* BEGIN *
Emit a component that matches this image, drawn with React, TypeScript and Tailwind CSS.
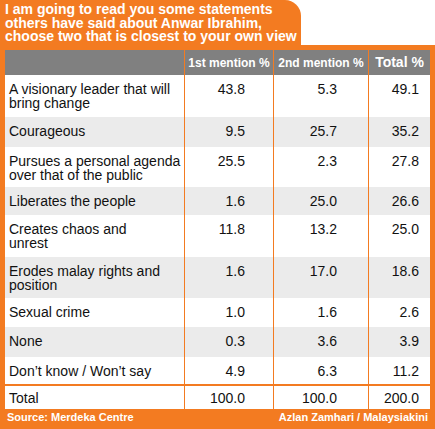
const rows = [
  { label: ["A visionary leader that will", "bring change"], a: "43.8", b: "5.3", t: "49.1", h: "h-[42px]", bg: "bg-white" },
  { label: ["Courageous"], a: "9.5", b: "25.7", t: "35.2", h: "h-[30px]", bg: "bg-[#ebebeb]" },
  { label: ["Pursues a personal agenda", "over that of the public"], a: "25.5", b: "2.3", t: "27.8", h: "h-[40px]", bg: "bg-white" },
  { label: ["Liberates the people"], a: "1.6", b: "25.0", t: "26.6", h: "h-[28px]", bg: "bg-[#ebebeb]" },
  { label: ["Creates chaos and", "unrest"], a: "11.8", b: "13.2", t: "25.0", h: "h-[42px]", bg: "bg-white" },
  { label: ["Erodes malay rights and", "position"], a: "1.6", b: "17.0", t: "18.6", h: "h-[41px]", bg: "bg-[#ebebeb]" },
  { label: ["Sexual crime"], a: "1.0", b: "1.6", t: "2.6", h: "h-[29px]", bg: "bg-white" },
  { label: ["None"], a: "0.3", b: "3.6", t: "3.9", h: "h-[30px]", bg: "bg-[#ebebeb]" },
  { label: ["Don\u2019t know / Won\u2019t say"], a: "4.9", b: "6.3", t: "11.2", h: "h-[27px]", bg: "bg-white" },
];

const grid = "grid grid-cols-[180px_89px_95px_61px]";

export default function App() {
  return (
    <div className="w-[435px] h-[429px] bg-white overflow-hidden" style={{ fontFamily: "'Liberation Sans', Arial, sans-serif" }}>
      <div className="w-[301px] h-[45px] bg-[#f37b21] rounded-tr-[16px] pl-[5px] pt-[3px] text-white font-bold text-[14px] leading-[13.5px]">
        <div>I am going to read you some statements</div>
        <div>others have said about Anwar Ibrahim,</div>
        <div>choose two that is closest to your own view</div>
      </div>
      <div className="bg-[#f37b21] px-[5px] pt-[5px] h-[384px] flex flex-col">
        <div className={`${grid} h-[25px] bg-[#808080] text-white font-bold items-center`}>
          <div className="h-full border-r border-[#f37b21]" />
          <div className="h-full border-r border-[#f37b21] flex items-center justify-center text-[12px]">1st mention %</div>
          <div className="h-full border-r border-[#f37b21] flex items-center justify-center text-[12px]">2nd mention %</div>
          <div className="h-full flex items-center justify-center text-[14px]">Total %</div>
        </div>
        {rows.map((r) => (
          <div key={r.label[0]} className={`${grid} ${r.h} ${r.bg} text-[14px] leading-[14px] text-[#111]`}>
            <div className="border-r border-[#f37b21] pl-[4px] pt-[7px]">
              {r.label.map((l) => (
                <div key={l}>{l}</div>
              ))}
            </div>
            <div className="border-r border-[#f37b21] text-right pr-[28px] pt-[7px]">{r.a}</div>
            <div className="border-r border-[#f37b21] text-right pr-[31px] pt-[7px]">{r.b}</div>
            <div className="text-right pr-[11px] pt-[7px]">{r.t}</div>
          </div>
        ))}
        <div className={`${grid} h-[25px] bg-white border-t-2 border-[#f37b21] text-[14px] leading-[14px] text-[#111]`}>
          <div className="border-r border-[#f37b21] pl-[4px] pt-[5px]">Total</div>
          <div className="border-r border-[#f37b21] text-right pr-[28px] pt-[5px]">100.0</div>
          <div className="border-r border-[#f37b21] text-right pr-[31px] pt-[5px]">100.0</div>
          <div className="text-right pr-[11px] pt-[5px]">200.0</div>
        </div>
        <div className="flex justify-between items-center h-[16px] pl-[2px] pr-[2px] text-white font-bold text-[11px] leading-[11px]">
          <span>Source: Merdeka Centre</span>
          <span>Azlan Zamhari / Malaysiakini</span>
        </div>
      </div>
    </div>
  );
}
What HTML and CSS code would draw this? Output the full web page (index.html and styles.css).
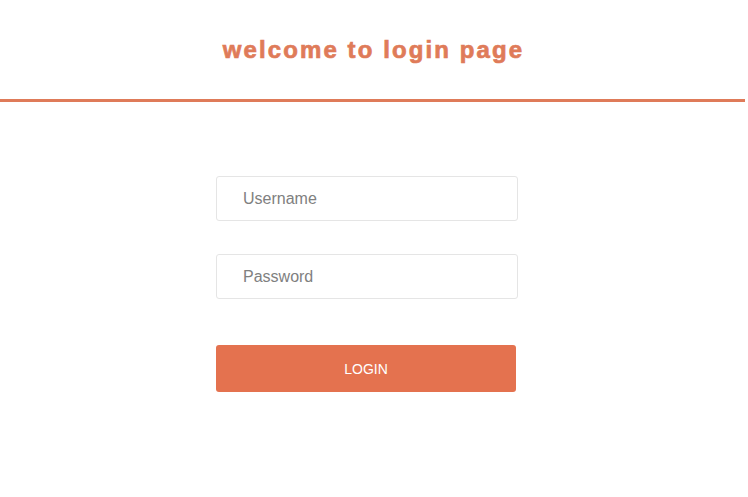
* END *
Task brief: Quote every line of the records above exactly; no picture is to be copied.

Output:
Emit a component that matches this image, drawn with React, TypeScript and Tailwind CSS.
const rows = [
  { label: ["A visionary leader that will", "bring change"], a: "43.8", b: "5.3", t: "49.1", h: "h-[42px]", bg: "bg-white" },
  { label: ["Courageous"], a: "9.5", b: "25.7", t: "35.2", h: "h-[30px]", bg: "bg-[#ebebeb]" },
  { label: ["Pursues a personal agenda", "over that of the public"], a: "25.5", b: "2.3", t: "27.8", h: "h-[40px]", bg: "bg-white" },
  { label: ["Liberates the people"], a: "1.6", b: "25.0", t: "26.6", h: "h-[28px]", bg: "bg-[#ebebeb]" },
  { label: ["Creates chaos and", "unrest"], a: "11.8", b: "13.2", t: "25.0", h: "h-[42px]", bg: "bg-white" },
  { label: ["Erodes malay rights and", "position"], a: "1.6", b: "17.0", t: "18.6", h: "h-[41px]", bg: "bg-[#ebebeb]" },
  { label: ["Sexual crime"], a: "1.0", b: "1.6", t: "2.6", h: "h-[29px]", bg: "bg-white" },
  { label: ["None"], a: "0.3", b: "3.6", t: "3.9", h: "h-[30px]", bg: "bg-[#ebebeb]" },
  { label: ["Don\u2019t know / Won\u2019t say"], a: "4.9", b: "6.3", t: "11.2", h: "h-[27px]", bg: "bg-white" },
];

const grid = "grid grid-cols-[180px_89px_95px_61px]";

export default function App() {
  return (
    <div className="w-[435px] h-[429px] bg-white overflow-hidden" style={{ fontFamily: "'Liberation Sans', Arial, sans-serif" }}>
      <div className="w-[301px] h-[45px] bg-[#f37b21] rounded-tr-[16px] pl-[5px] pt-[3px] text-white font-bold text-[14px] leading-[13.5px]">
        <div>I am going to read you some statements</div>
        <div>others have said about Anwar Ibrahim,</div>
        <div>choose two that is closest to your own view</div>
      </div>
      <div className="bg-[#f37b21] px-[5px] pt-[5px] h-[384px] flex flex-col">
        <div className={`${grid} h-[25px] bg-[#808080] text-white font-bold items-center`}>
          <div className="h-full border-r border-[#f37b21]" />
          <div className="h-full border-r border-[#f37b21] flex items-center justify-center text-[12px]">1st mention %</div>
          <div className="h-full border-r border-[#f37b21] flex items-center justify-center text-[12px]">2nd mention %</div>
          <div className="h-full flex items-center justify-center text-[14px]">Total %</div>
        </div>
        {rows.map((r) => (
          <div key={r.label[0]} className={`${grid} ${r.h} ${r.bg} text-[14px] leading-[14px] text-[#111]`}>
            <div className="border-r border-[#f37b21] pl-[4px] pt-[7px]">
              {r.label.map((l) => (
                <div key={l}>{l}</div>
              ))}
            </div>
            <div className="border-r border-[#f37b21] text-right pr-[28px] pt-[7px]">{r.a}</div>
            <div className="border-r border-[#f37b21] text-right pr-[31px] pt-[7px]">{r.b}</div>
            <div className="text-right pr-[11px] pt-[7px]">{r.t}</div>
          </div>
        ))}
        <div className={`${grid} h-[25px] bg-white border-t-2 border-[#f37b21] text-[14px] leading-[14px] text-[#111]`}>
          <div className="border-r border-[#f37b21] pl-[4px] pt-[5px]">Total</div>
          <div className="border-r border-[#f37b21] text-right pr-[28px] pt-[5px]">100.0</div>
          <div className="border-r border-[#f37b21] text-right pr-[31px] pt-[5px]">100.0</div>
          <div className="text-right pr-[11px] pt-[5px]">200.0</div>
        </div>
        <div className="flex justify-between items-center h-[16px] pl-[2px] pr-[2px] text-white font-bold text-[11px] leading-[11px]">
          <span>Source: Merdeka Centre</span>
          <span>Azlan Zamhari / Malaysiakini</span>
        </div>
      </div>
    </div>
  );
}
What HTML and CSS code would draw this? Output the full web page (index.html and styles.css).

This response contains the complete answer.